From the first line of the listing below, retype each line up to and including the one with "const stroke = (d: string[])"; pictures stay out.

═══ Information provided

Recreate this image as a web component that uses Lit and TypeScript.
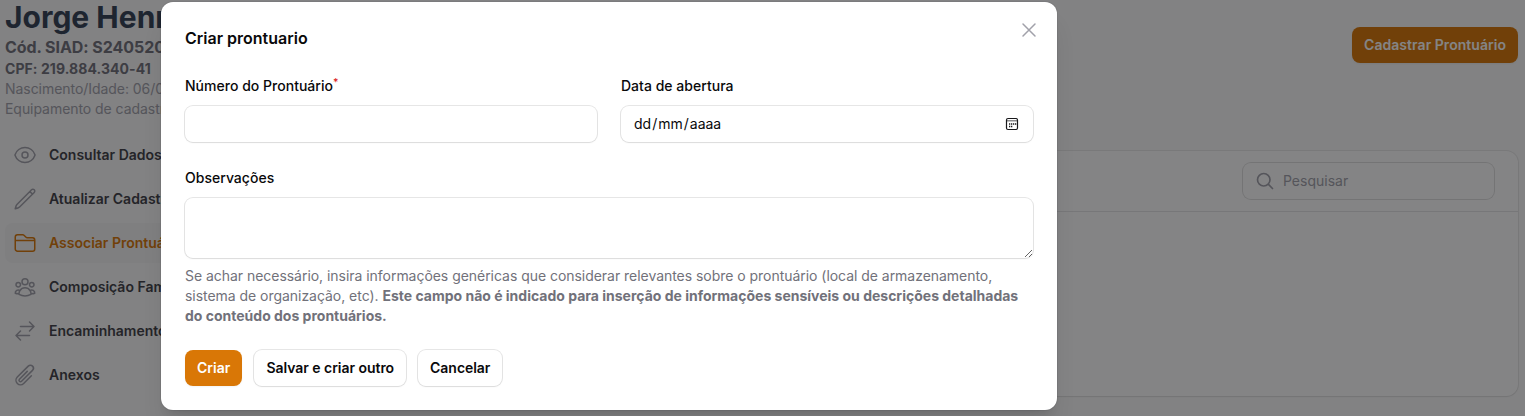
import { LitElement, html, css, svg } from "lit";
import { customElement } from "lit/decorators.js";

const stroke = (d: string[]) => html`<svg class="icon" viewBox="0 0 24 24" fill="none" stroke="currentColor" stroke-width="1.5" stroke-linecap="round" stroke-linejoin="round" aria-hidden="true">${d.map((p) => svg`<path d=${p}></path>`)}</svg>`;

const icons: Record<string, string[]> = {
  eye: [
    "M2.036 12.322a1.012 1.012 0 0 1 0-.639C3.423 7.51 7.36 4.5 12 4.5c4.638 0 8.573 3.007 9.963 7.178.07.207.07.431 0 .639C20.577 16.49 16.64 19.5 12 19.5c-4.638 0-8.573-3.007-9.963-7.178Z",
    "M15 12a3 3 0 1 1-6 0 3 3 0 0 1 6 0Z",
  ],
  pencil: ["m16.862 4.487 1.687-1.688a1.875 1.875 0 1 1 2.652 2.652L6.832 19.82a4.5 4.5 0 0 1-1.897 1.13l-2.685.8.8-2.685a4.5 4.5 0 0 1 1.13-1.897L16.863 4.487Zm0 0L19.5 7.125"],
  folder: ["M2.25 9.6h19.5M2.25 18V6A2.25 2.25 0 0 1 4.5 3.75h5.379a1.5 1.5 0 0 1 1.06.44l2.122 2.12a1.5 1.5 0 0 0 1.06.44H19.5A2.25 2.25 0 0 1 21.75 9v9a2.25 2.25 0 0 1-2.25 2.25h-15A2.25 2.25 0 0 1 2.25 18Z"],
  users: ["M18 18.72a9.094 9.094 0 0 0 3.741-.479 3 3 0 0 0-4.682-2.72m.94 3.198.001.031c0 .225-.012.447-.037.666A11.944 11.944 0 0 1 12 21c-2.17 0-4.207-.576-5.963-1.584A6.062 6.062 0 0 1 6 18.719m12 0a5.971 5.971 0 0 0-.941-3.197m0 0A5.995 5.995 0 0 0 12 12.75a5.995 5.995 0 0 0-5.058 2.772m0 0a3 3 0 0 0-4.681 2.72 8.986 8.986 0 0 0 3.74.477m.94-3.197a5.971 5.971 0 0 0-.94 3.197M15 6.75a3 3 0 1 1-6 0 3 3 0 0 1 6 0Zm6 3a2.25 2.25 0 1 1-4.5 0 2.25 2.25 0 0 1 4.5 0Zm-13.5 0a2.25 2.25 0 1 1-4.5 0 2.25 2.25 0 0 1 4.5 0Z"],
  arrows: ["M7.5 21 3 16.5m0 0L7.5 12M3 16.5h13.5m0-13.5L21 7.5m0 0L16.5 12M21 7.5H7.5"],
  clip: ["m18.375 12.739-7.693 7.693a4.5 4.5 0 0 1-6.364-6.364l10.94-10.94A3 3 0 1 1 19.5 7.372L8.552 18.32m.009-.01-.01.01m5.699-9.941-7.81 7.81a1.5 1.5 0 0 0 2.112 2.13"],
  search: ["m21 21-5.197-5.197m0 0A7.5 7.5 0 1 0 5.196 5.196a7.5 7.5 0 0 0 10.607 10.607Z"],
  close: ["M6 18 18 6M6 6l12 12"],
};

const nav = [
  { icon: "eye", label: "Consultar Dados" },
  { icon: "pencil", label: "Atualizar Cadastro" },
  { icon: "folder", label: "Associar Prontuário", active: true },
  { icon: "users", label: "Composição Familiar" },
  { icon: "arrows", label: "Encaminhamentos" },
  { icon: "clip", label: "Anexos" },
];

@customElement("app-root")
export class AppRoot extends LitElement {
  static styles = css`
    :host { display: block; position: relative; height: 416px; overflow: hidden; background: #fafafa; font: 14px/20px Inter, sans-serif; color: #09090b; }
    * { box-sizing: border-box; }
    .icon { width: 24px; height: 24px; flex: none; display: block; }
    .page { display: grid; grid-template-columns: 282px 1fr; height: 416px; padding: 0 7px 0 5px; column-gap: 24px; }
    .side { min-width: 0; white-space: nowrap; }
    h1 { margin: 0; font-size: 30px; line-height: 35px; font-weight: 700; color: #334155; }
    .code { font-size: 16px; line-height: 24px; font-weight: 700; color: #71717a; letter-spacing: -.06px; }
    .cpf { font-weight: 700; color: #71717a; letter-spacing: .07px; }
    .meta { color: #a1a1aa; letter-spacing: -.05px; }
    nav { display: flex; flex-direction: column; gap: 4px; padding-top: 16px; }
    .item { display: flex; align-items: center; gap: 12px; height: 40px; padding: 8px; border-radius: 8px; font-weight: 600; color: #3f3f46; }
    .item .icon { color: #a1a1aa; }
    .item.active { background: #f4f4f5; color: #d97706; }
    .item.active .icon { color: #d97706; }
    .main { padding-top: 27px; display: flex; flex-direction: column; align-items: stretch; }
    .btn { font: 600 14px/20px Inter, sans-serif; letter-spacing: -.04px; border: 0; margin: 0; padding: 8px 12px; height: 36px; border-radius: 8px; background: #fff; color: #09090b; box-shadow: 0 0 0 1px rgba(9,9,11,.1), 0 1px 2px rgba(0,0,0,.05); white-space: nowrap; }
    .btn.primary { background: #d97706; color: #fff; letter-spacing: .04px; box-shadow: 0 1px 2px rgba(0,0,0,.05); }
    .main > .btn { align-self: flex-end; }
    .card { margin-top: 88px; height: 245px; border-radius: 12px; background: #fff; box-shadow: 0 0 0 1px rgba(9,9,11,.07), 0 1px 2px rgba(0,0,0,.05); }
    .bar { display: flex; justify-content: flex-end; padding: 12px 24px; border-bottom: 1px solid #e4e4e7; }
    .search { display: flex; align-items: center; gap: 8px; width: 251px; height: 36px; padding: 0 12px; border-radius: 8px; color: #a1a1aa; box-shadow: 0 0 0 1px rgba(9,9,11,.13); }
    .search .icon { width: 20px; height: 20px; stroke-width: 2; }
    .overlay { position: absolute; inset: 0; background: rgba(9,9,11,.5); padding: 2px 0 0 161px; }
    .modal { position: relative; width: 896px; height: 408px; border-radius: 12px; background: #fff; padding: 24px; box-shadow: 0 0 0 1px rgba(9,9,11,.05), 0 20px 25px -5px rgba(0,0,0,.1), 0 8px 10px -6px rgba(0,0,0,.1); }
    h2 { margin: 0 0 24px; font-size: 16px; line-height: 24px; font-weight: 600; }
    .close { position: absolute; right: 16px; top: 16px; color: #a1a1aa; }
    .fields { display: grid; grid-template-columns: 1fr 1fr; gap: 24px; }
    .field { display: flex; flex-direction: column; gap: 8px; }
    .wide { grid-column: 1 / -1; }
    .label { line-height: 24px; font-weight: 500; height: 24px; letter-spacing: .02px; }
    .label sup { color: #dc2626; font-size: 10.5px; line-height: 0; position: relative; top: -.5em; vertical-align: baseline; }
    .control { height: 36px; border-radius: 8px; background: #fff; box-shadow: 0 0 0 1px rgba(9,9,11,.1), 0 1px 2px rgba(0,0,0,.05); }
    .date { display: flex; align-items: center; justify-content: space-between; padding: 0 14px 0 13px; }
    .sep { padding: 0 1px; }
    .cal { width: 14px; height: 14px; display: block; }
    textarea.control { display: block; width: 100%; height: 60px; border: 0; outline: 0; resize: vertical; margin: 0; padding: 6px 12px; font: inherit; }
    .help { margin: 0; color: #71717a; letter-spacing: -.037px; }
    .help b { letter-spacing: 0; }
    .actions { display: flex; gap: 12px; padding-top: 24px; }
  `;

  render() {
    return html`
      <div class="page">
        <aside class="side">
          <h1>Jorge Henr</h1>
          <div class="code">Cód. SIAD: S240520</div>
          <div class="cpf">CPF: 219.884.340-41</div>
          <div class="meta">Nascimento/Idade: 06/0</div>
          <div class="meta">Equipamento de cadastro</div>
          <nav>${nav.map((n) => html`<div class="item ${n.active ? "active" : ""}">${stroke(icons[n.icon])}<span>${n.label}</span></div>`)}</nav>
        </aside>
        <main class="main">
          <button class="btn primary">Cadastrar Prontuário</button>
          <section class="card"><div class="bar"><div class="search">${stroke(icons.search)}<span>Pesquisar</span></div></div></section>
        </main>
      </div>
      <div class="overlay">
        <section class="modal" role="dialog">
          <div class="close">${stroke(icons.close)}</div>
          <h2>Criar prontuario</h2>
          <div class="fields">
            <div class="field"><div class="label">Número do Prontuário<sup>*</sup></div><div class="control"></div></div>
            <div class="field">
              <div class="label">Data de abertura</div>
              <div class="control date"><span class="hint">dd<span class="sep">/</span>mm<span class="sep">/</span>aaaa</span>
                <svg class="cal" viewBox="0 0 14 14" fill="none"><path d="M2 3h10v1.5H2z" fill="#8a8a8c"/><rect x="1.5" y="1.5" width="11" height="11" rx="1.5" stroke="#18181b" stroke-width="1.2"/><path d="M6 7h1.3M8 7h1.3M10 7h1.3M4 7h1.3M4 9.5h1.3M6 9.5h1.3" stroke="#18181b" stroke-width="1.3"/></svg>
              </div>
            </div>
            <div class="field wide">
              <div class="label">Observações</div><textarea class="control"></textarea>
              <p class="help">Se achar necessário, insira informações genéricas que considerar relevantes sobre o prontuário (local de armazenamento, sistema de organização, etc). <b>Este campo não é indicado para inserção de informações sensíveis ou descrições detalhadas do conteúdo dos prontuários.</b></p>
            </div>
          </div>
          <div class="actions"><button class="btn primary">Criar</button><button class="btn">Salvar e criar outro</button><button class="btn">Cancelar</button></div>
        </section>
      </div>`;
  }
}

══════

## [Full solution]
Recreate this image as a web component that uses Lit and TypeScript.
import { LitElement, html, css, svg } from "lit";
import { customElement } from "lit/decorators.js";

const stroke = (d: string[]) => html`<svg class="icon" viewBox="0 0 24 24" fill="none" stroke="currentColor" stroke-width="1.5" stroke-linecap="round" stroke-linejoin="round" aria-hidden="true">${d.map((p) => svg`<path d=${p}></path>`)}</svg>`;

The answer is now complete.